[Records from a collection]
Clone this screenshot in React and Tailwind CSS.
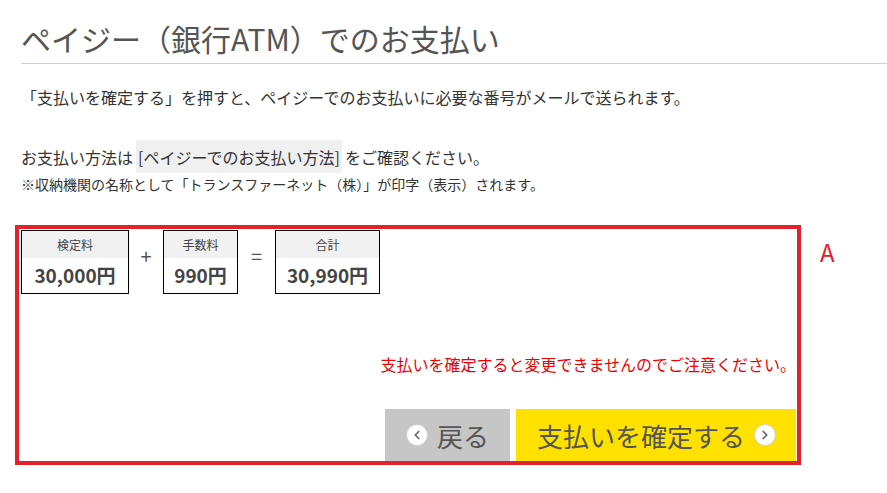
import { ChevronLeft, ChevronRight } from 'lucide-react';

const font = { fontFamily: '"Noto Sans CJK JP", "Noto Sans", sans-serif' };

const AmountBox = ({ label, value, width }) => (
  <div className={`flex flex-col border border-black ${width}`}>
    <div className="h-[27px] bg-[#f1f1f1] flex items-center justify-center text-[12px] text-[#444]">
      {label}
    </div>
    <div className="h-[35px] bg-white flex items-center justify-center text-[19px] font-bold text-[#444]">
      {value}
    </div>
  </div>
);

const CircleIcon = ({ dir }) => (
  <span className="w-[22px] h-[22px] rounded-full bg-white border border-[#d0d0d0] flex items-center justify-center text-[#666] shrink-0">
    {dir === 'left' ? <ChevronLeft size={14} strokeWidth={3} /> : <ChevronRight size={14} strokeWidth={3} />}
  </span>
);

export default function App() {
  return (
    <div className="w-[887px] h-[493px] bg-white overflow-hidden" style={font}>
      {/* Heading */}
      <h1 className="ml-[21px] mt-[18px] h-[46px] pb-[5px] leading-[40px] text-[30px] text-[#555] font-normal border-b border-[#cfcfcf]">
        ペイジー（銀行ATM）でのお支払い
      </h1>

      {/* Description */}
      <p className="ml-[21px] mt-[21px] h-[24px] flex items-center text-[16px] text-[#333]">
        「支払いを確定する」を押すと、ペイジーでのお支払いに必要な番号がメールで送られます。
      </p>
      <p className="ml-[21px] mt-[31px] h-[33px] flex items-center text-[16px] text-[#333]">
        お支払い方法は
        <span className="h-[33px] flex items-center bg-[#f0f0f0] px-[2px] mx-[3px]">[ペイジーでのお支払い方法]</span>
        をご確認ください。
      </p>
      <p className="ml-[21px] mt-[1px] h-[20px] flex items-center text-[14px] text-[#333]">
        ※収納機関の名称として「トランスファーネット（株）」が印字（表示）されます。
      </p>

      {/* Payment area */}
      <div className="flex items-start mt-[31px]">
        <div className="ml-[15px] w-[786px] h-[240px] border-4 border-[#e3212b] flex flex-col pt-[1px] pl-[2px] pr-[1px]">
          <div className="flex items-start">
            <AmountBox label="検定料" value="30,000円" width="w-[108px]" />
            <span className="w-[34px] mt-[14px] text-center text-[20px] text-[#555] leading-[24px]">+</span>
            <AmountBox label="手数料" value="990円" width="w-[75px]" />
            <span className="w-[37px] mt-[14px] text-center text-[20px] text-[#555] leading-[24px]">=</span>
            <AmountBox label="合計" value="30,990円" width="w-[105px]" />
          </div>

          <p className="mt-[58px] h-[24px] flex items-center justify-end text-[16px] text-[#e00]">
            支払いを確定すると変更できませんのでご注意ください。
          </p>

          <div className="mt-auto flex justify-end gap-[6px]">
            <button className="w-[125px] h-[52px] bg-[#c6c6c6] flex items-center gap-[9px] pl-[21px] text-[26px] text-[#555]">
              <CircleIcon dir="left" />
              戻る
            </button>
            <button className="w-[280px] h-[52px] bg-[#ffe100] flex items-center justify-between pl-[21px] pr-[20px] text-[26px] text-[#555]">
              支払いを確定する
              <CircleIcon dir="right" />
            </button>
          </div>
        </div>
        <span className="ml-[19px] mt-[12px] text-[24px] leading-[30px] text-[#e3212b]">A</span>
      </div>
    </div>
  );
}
...
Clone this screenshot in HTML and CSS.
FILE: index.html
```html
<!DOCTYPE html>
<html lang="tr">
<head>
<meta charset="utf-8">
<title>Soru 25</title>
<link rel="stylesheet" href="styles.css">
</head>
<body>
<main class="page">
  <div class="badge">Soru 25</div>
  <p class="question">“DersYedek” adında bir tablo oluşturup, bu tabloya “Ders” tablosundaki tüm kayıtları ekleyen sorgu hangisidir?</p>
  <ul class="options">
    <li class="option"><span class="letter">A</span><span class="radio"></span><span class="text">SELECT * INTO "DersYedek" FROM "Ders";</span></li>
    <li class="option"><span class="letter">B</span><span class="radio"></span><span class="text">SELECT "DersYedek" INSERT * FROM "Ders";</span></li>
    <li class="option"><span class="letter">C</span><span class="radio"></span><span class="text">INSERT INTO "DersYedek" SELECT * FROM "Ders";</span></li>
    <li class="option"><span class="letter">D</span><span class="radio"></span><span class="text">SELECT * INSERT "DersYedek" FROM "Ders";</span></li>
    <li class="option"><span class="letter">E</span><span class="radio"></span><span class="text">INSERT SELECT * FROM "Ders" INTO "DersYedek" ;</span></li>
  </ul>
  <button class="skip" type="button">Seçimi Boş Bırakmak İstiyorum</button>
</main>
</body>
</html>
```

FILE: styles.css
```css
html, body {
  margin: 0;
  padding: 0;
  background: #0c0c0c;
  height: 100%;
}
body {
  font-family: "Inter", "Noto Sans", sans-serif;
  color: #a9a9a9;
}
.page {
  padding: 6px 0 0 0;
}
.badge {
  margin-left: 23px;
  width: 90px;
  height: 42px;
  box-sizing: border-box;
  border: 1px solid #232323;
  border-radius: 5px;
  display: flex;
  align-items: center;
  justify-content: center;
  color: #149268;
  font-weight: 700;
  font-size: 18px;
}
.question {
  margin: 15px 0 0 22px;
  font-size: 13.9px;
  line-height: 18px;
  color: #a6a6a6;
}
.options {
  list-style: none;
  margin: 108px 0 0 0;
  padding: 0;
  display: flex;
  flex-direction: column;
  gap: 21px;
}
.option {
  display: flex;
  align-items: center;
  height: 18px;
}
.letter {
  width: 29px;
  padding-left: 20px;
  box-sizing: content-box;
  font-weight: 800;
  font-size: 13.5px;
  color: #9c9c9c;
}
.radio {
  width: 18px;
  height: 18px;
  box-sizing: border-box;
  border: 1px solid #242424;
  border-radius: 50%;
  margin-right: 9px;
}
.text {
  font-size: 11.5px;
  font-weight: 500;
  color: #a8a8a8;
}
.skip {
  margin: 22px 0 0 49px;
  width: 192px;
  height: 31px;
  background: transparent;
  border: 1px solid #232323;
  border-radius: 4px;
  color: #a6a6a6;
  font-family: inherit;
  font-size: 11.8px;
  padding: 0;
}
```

**Objective**:
Search the listing above for the string "this". Copy every line that contains it.

**Exercise answer**:
Clone this screenshot in React and Tailwind CSS.
Clone this screenshot in HTML and CSS.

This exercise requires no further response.